Similarly, it may just turn out to have been excessively harsh, in the light of recent experience, to suggest that Operation Parakram was only a "pyrrhic victory" for India. While it is indisputable that the "large-scale military mobilisation cost India dearly in wear and tear on its military equipment", and that Operation Parakram both "failed to achieve a genuine resolution of the crisis" and "undermined the morale of the armed forces", counter-effects of the crisis are starting to manifest themselves. Notably, Pakistan-backed jehadist violence in Kashmir has declined steadily since 2002, which may at least in part be the consequence of Pakistan's realisation that even a crisis-like atmosphere imposes disproportionate costs on its economy.

Either of these possibilities do not, however, undermine the argument laid out in Fearful Symmetry: that India and Pakistan have been rational actors, who have, in however fitful and bumbling a fashion, understood both the opportunities and costs presented by their decisions to go nuclear. As Ganguly and Hagerty point out in their concluding chapter, there are any number of things that could still go wrong, not the least of them being the prospect of an accidental nuclear war.

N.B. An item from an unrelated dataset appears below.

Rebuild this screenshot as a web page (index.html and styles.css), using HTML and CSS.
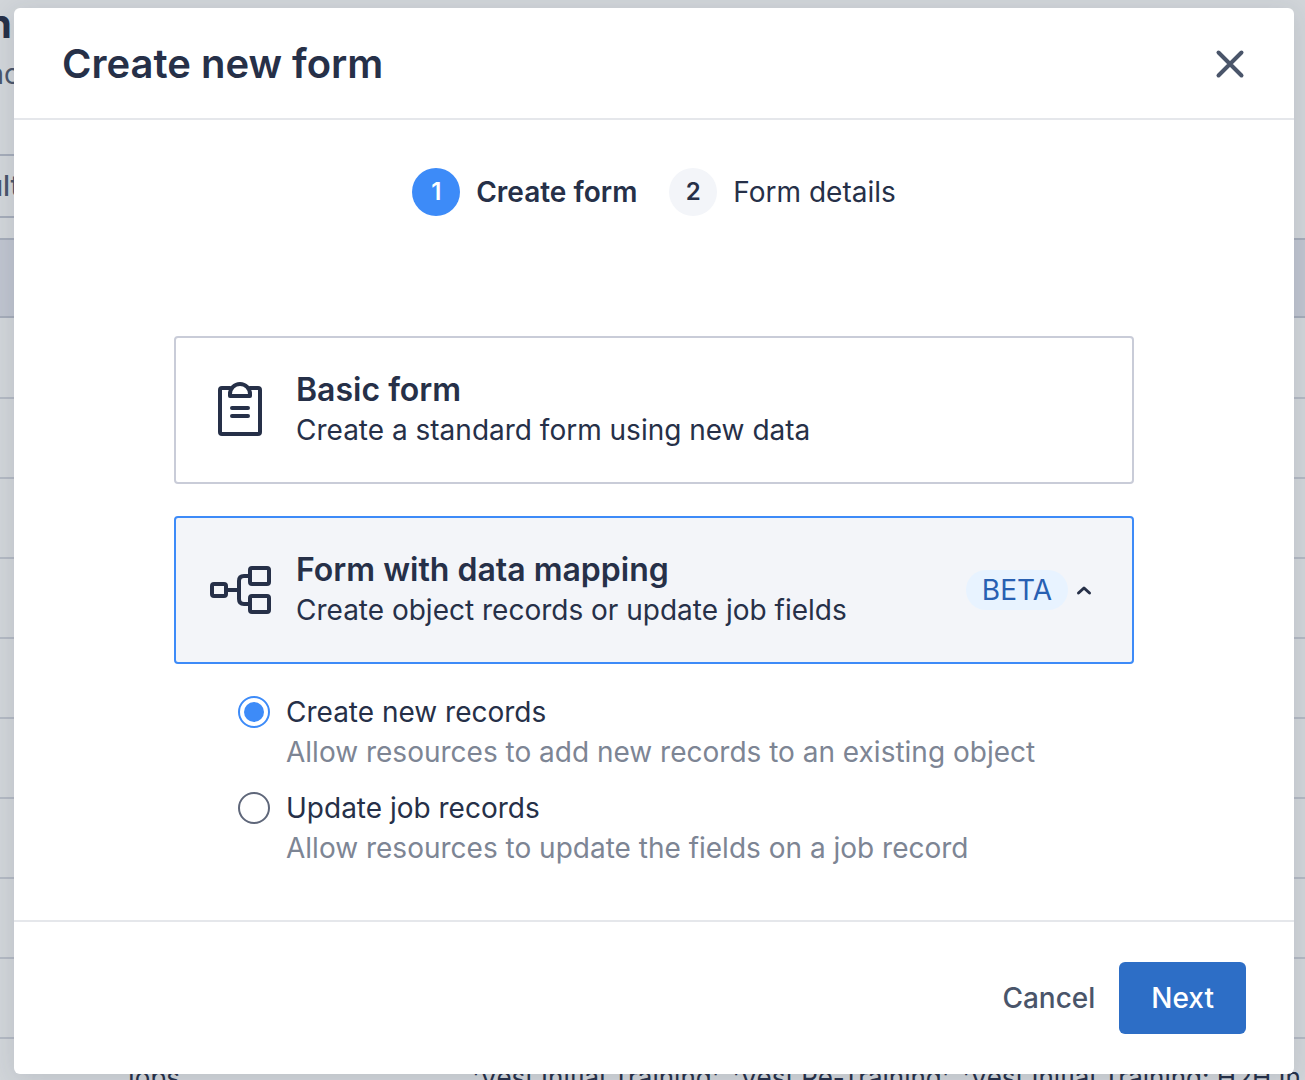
FILE: index.html
```html
<!DOCTYPE html>
<html lang="en">
<head>
<meta charset="utf-8">
<meta name="viewport" content="width=device-width, initial-scale=1">
<title>Create new form</title>
<link rel="stylesheet" href="styles.css">
</head>
<body>
<div class="screen">
  <div class="page" aria-hidden="true">
    <div class="page-title">n</div>
    <div class="page-lead">nc</div>
    <div class="page-filter">ult</div>
    <table class="records">
      <thead><tr><th></th><th></th></tr></thead>
      <tbody>
        <tr><td></td><td></td></tr>
        <tr><td></td><td></td></tr>
        <tr><td></td><td></td></tr>
        <tr><td></td><td></td></tr>
        <tr><td></td><td></td></tr>
        <tr><td></td><td></td></tr>
        <tr><td></td><td></td></tr>
        <tr><td></td><td></td></tr>
        <tr><td></td><td></td></tr>
        <tr><td>Jobs</td><td>'Vest Initial Training', 'Vest Re-Training', 'Vest Initial Training: H2H In</td></tr>
      </tbody>
    </table>
  </div>

  <div class="overlay">
    <form class="modal" role="dialog" aria-labelledby="modal-title">
      <header class="modal-header">
        <h1 class="modal-title" id="modal-title">Create new form</h1>
        <button class="close" type="button" aria-label="Close">
          <svg width="32" height="32" viewBox="0 0 32 32" fill="none" stroke="currentColor" stroke-width="4" stroke-linecap="round"><path d="M4.500 4.500l23 23M27.500 4.500l-23 23"/></svg>
        </button>
      </header>

      <div class="modal-body">
        <ol class="steps">
          <li class="step step-current" aria-current="step"><span class="step-number">1</span><span>Create form</span></li>
          <li class="step"><span class="step-number">2</span><span>Form details</span></li>
        </ol>

        <div class="choices">
          <button class="card" type="button">
            <svg class="card-icon" width="64" height="64" viewBox="0 0 64 64" fill="none" stroke="currentColor" stroke-width="4" stroke-linejoin="round" stroke-linecap="round">
              <path d="M22 10h-8a2 2 0 0 0-2 2v42a2 2 0 0 0 2 2h36a2 2 0 0 0 2-2V12a2 2 0 0 0-2-2h-8"/>
              <path d="M22 18v-2a10 10 0 0 1 20 0v2z"/>
              <path d="M24 30h16M24 38h16"/>
            </svg>
            <span class="card-text">
              <span class="card-title">Basic form</span>
              <span>Create a standard form using new data</span>
            </span>
          </button>

          <button class="card card-selected" type="button" aria-expanded="true">
            <svg class="card-icon" width="64" height="64" viewBox="0 0 64 64" fill="none" stroke="currentColor" stroke-width="4" stroke-linejoin="round">
              <rect x="4" y="26" width="14" height="12" rx="2"/>
              <rect x="42" y="10" width="19" height="16" rx="2"/>
              <rect x="42" y="38" width="19" height="16" rx="2"/>
              <path d="M18 32h13M42 18h-6q-5 0-5 5v18q0 5 5 5h6"/>
            </svg>
            <span class="card-text">
              <span class="card-title">Form with data mapping</span>
              <span>Create object records or update job fields</span>
            </span>
            <span class="badge">BETA</span>
            <svg width="32" height="32" viewBox="0 0 32 32" fill="none" stroke="currentColor" stroke-width="3" stroke-linecap="round" stroke-linejoin="round"><path d="M10.500 19l5.500-5 5.500 5"/></svg>
          </button>
        </div>

        <div class="options">
          <div class="option">
            <input class="radio" type="radio" name="mapping" id="create-records" aria-describedby="create-help" checked>
            <label for="create-records">Create new records</label>
            <p class="option-help" id="create-help">Allow resources to add new records to an existing object</p>
          </div>
          <div class="option">
            <input class="radio" type="radio" name="mapping" id="update-records" aria-describedby="update-help">
            <label for="update-records">Update job records</label>
            <p class="option-help" id="update-help">Allow resources to update the fields on a job record</p>
          </div>
        </div>
      </div>

      <footer class="modal-footer">
        <button class="button" type="button">Cancel</button>
        <button class="button button-primary" type="submit">Next</button>
      </footer>
    </form>
  </div>
</div>
</body>
</html>
```
FILE: styles.css
```css
* {
  box-sizing: border-box;
}

body {
  margin: 0;
  background: #d1d5d9;
  color: #263048;
  font: 400 28px/40px Inter, "Liberation Sans", sans-serif;
}

button {
  font: inherit;
  color: inherit;
  cursor: pointer;
}

svg {
  display: block;
  flex: none;
}

.screen {
  display: grid;
  grid-template: minmax(100vh, auto) / minmax(0, 1fr);
  height: 100vh;
  overflow: hidden;
}

.page,
.overlay {
  grid-area: 1 / 1;
}

/* Page behind the dialog, scrolled partly out of view */
.page {
  overflow: hidden;
  white-space: nowrap;
}

.page-title {
  width: 12px;
  height: 54px;
  display: flex;
  justify-content: flex-end;
  font-size: 40px;
  line-height: 48px;
  font-weight: 700;
}

.page-lead {
  width: 20px;
  height: 100px;
  display: flex;
  justify-content: flex-end;
  color: #4a566b;
}

.page-filter {
  width: 20px;
  height: 64px;
  display: flex;
  align-items: center;
  justify-content: flex-end;
  border: solid #a5acb9;
  border-width: 2px 0;
  color: #4a566b;
  font-weight: 500;
}

.records {
  width: 100%;
  margin-top: 20px;
  border-collapse: separate;
  border-spacing: 0;
  table-layout: fixed;
  font-size: 26px;
}

.records th,
.records td {
  height: 80px;
  padding: 0;
  border-bottom: 2px solid #b3b9c3;
  text-align: left;
}

.records th {
  border-top: 2px solid #a5acb9;
  border-bottom-color: #a5acb9;
  background: #bfc4cf;
}

.records th:first-child {
  width: 472px;
}

.records tbody tr:first-child td {
  height: 81px;
}

.records td:first-child {
  padding-left: 120px;
}

.overlay {
  z-index: 1;
  padding: 8px 11px 6px 14px;
}

.modal {
  display: flex;
  flex-direction: column;
  min-height: 100%;
  border-radius: 6px;
  background: #fff;
  box-shadow: 0 4px 24px rgba(38, 48, 72, 0.12);
}

.modal-header {
  display: flex;
  align-items: center;
  justify-content: space-between;
  padding: 32px 48px 30px;
  border-bottom: 2px solid #e5e7eb;
}

.modal-title {
  margin: 0;
  font-size: 40px;
  line-height: 48px;
  font-weight: 600;
}

.close {
  padding: 0;
  border: 0;
  background: none;
  color: #4a556a;
}

.modal-body {
  flex: 1;
  padding: 48px;
}

.steps {
  display: flex;
  justify-content: center;
  gap: 32px;
  margin: 0;
  padding: 0;
  list-style: none;
}

.step {
  display: flex;
  align-items: center;
  gap: 16px;
}

.step-current {
  font-weight: 600;
}

.step-number {
  width: 48px;
  border-radius: 50%;
  background: #f3f5f9;
  font-size: 24px;
  line-height: 48px;
  font-weight: 600;
  text-align: center;
}

.step-current .step-number {
  background: #3d8bf8;
  color: #fff;
}

.choices,
.options {
  display: flex;
  flex-direction: column;
  max-width: 960px;
}

.choices {
  gap: 32px;
  margin: 120px auto 0;
}

.card {
  display: flex;
  align-items: center;
  padding: 32px;
  border: 2px solid #c9ccd8;
  border-radius: 4px;
  background: #fff;
  text-align: left;
}

.card-selected {
  border-color: #3d8bf8;
  background: #f3f5f9;
}

.card-icon {
  margin-right: 24px;
}

.card-text {
  display: flex;
  flex: 1;
  flex-direction: column;
}

.card-title {
  font-size: 32px;
  font-weight: 600;
}

.badge {
  padding: 0 16px;
  border-radius: 20px;
  background: #e8f3ff;
  color: #2860b2;
}

.options {
  gap: 16px;
  margin: 28px auto 0;
  padding-left: 64px;
}

.option {
  display: grid;
  grid-template-columns: 32px 1fr;
  column-gap: 16px;
  align-items: center;
}

.option-help {
  grid-column: 2;
  margin: 0;
  color: #7d8594;
}

.radio {
  appearance: none;
  width: 32px;
  height: 32px;
  margin: 0;
  border: 2px solid #5f677a;
  border-radius: 50%;
  background: #fff;
}

.radio:checked {
  padding: 4px;
  border-color: #3d8bf8;
  background: #3d8bf8 content-box;
}

.modal-footer {
  display: flex;
  justify-content: flex-end;
  padding: 40px 48px;
  border-top: 2px solid #e5e7eb;
}

.button {
  padding: 16px 24px;
  border: 0;
  border-radius: 6px;
  background: none;
  color: #4a556a;
  font-weight: 500;
}

.button-primary {
  padding: 16px 32px;
  background: #2d6ec6;
  color: #fff;
}
```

While the two global adversaries who waged the Cold War had time and resources to develop a variety of protections against such a conflagration, they came near disaster more than once. India and Pakistan, by contrast, are just a few years into their learning curve.

Nonetheless, for policy-makers in the U.S., Fearful Symmetry raises a stark question: If "a country protected by two vast oceans and the world's most sophisticated conventional nuclear technologies still requires the security insurance provided by nuclear weapons, why should India and Pakistan - with their more vulnerable geopolitical positions and technological inferiority - be expected to give up their nuclear aspirations"? "It is mainly Washington's attitude towards nuclear weapons", they argue, "not India's or Pakistan's, that promotes the continuing legitimacy of nuclear weapons as an international currency of power".

If the U.S. is indeed serious about making the world a safer place to live in, someone in Washington D.C. will have to at least start attempting to answer this question.